In so many ways, the world affirmed this way of being. I was rewarded with promotions. Years later, and with the benefit of thousands of hours of introspection, I understand why the world affirmed this way of being. When I moved fast, when I spent my days not truly occupying my life, not standing still, not being real, I found it easier to live in accordance with other people’s expectations. By not standing still, I was able to be the object of everyone else’s projections of who and what I should be. Too busy to live my own life, I took direction from the affirmations of others.
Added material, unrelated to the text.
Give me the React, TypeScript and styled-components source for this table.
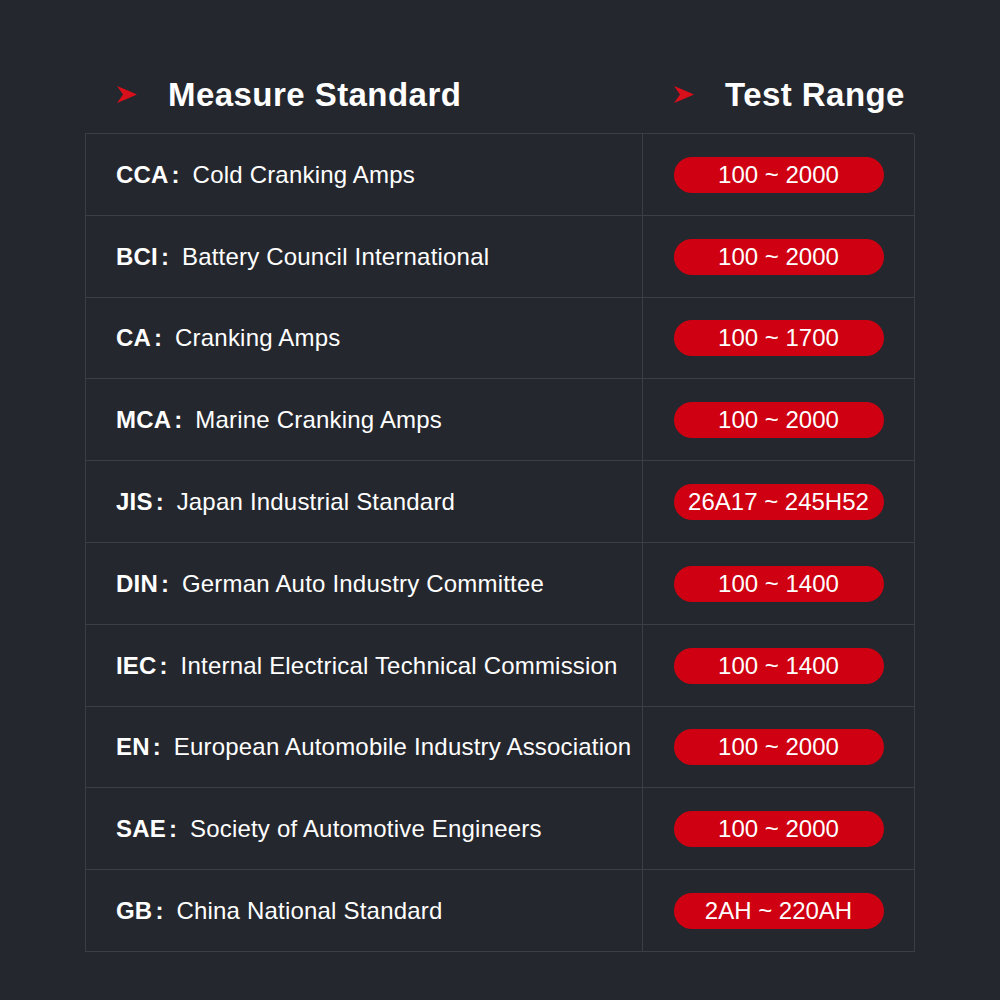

Over time, hyperawareness became part of my character, part of me. It became, as I’ve often joked, a superpower. Even today, when I work with coaching clients, I track every bob of the Adam’s apple, every pause in the story (where it occurs, what words preceded and followed it, where their eyes move when they pause), to brace for the coming storm or, even more, to discern what they might need, right then, in that moment. If I give them what they need, says my little boy, they will be saved, and if I’ve saved them, then I’ll be safe.
Power in the hands of one afraid or unwilling to look in the mirror perpetuates an often silent, always seething violence in the workplace. Worse still, when a leader leads from his or her shadow, the dismembering havoc is perpetuated down the line until the company, the tribe, the community simply assumes this is how life must be.